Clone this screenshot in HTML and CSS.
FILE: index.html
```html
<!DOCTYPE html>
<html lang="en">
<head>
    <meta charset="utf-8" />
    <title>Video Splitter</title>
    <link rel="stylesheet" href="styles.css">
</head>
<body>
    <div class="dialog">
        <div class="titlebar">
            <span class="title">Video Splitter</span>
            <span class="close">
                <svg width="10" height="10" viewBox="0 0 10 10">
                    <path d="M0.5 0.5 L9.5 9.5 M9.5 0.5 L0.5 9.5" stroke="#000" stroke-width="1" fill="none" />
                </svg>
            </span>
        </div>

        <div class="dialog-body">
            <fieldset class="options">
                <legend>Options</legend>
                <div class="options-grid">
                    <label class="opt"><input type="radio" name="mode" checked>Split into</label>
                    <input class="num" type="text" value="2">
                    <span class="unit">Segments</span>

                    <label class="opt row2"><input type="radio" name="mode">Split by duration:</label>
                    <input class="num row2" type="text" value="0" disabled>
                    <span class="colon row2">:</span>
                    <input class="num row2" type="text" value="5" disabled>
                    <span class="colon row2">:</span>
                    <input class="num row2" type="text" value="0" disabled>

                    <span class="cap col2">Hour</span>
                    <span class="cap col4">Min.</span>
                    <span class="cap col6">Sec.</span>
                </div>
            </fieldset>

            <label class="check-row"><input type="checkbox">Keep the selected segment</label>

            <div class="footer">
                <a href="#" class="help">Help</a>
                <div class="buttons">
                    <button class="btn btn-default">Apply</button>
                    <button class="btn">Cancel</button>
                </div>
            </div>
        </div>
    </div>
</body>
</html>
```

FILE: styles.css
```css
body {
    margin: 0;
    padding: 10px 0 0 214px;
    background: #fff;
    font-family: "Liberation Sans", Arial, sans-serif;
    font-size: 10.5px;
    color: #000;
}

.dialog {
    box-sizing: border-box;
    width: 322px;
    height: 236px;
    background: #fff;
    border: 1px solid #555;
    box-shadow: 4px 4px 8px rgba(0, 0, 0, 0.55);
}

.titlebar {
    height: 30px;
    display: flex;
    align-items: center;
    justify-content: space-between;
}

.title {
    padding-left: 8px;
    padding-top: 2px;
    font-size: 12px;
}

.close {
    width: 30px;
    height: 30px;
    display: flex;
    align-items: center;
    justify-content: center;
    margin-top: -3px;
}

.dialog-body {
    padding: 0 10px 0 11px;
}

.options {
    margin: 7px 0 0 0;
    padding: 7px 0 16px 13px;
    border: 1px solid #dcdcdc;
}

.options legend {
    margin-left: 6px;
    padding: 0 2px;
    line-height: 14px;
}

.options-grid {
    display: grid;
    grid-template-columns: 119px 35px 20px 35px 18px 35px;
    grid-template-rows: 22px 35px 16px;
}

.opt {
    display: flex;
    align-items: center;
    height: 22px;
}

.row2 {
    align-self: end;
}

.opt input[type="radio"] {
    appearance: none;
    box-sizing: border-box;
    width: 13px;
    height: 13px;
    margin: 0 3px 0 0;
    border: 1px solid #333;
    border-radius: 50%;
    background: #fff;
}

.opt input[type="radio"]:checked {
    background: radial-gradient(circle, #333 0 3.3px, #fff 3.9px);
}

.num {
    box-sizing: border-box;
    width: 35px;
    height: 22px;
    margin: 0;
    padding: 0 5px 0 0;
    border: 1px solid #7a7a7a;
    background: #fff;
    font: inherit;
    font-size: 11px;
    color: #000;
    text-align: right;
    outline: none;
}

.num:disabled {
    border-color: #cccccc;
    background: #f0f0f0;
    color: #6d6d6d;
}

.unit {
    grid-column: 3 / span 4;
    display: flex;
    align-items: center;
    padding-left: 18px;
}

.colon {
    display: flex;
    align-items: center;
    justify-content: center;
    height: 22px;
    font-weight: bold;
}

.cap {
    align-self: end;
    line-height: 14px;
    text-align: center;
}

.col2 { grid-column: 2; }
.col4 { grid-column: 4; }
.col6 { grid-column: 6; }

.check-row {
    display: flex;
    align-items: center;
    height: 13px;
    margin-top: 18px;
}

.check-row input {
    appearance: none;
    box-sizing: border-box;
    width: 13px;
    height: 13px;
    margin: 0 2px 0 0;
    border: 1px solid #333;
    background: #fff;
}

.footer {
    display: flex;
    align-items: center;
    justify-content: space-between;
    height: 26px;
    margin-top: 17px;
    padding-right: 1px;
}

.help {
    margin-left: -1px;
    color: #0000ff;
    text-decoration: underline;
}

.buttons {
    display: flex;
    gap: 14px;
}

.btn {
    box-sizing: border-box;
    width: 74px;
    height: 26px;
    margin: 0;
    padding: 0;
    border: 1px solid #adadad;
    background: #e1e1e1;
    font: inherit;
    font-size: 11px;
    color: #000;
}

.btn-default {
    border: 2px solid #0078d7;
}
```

---

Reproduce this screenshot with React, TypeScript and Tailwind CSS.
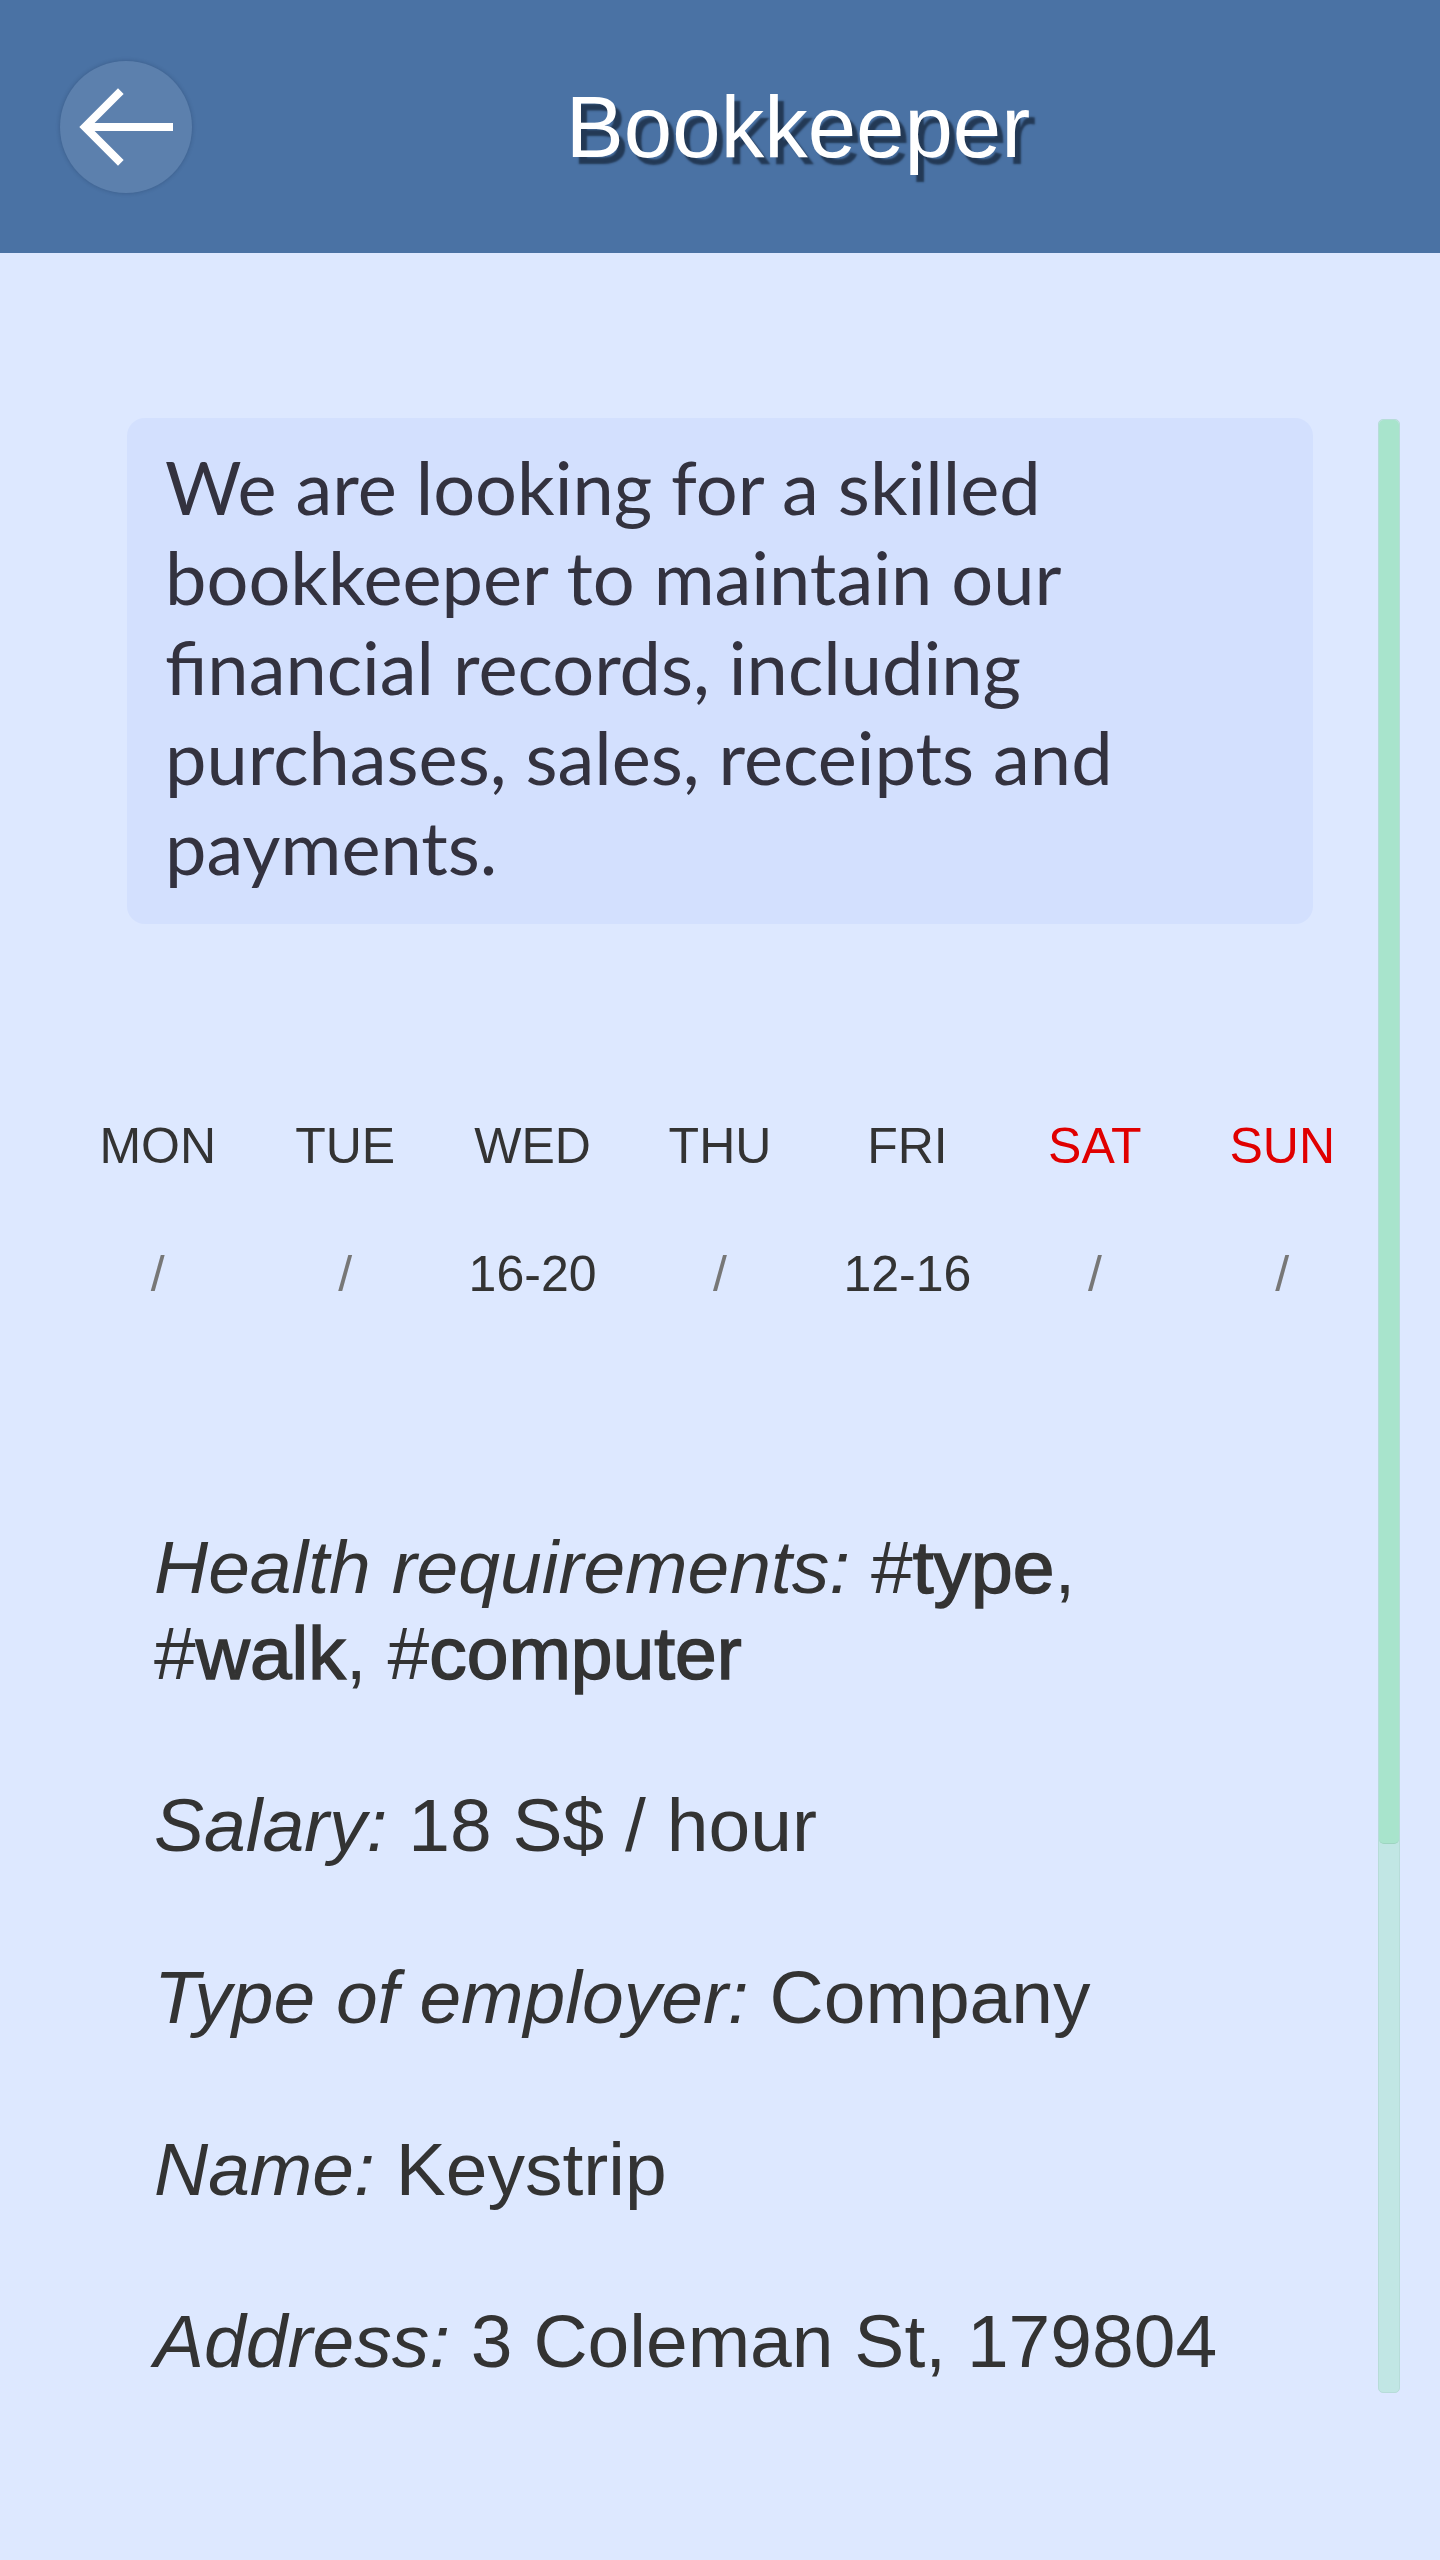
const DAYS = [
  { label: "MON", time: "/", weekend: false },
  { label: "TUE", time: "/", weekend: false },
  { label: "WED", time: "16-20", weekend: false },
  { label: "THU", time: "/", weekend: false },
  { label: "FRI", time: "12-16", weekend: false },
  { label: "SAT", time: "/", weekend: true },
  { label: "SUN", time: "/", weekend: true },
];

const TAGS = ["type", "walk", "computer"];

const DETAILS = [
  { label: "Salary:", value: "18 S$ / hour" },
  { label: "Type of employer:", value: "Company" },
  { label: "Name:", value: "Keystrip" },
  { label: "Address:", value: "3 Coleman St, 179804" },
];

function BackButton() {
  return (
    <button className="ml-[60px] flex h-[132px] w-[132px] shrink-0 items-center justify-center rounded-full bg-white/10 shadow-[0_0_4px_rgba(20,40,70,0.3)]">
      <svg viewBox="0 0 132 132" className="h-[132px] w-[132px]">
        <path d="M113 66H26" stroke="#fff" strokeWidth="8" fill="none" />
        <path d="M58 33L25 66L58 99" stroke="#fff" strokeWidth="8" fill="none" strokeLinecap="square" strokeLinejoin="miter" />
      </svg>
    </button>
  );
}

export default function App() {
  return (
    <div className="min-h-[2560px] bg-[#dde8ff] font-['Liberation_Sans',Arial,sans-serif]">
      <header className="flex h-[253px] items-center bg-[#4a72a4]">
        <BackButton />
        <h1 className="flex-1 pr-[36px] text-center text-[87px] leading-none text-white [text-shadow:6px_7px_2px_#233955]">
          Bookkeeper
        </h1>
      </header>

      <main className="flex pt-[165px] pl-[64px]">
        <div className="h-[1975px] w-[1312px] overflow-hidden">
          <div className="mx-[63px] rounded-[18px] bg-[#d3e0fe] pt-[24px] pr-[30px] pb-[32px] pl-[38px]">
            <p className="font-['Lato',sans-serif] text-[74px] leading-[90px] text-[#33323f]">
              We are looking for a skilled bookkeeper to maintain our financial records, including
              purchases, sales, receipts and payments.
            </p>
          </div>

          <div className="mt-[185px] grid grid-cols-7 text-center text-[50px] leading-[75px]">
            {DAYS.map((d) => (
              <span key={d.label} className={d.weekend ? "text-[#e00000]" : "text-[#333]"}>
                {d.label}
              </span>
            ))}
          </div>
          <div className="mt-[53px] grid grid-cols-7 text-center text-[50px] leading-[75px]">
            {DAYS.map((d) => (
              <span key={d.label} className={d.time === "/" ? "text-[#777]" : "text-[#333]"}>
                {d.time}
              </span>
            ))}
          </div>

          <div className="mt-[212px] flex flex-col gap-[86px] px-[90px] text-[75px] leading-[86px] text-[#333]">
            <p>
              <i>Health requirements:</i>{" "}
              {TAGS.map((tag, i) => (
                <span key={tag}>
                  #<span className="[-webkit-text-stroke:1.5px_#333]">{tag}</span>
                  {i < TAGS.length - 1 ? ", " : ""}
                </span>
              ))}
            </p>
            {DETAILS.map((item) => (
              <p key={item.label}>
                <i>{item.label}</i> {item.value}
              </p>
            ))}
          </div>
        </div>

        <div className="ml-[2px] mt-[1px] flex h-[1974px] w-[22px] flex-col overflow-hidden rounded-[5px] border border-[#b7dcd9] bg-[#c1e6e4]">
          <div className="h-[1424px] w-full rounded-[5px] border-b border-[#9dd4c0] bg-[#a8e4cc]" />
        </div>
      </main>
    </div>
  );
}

WHAT IS NEEDED:
Above are the records. Identify each line that contains the word "screenshot".

RESULT:
Clone this screenshot in HTML and CSS.
Reproduce this screenshot with React, TypeScript and Tailwind CSS.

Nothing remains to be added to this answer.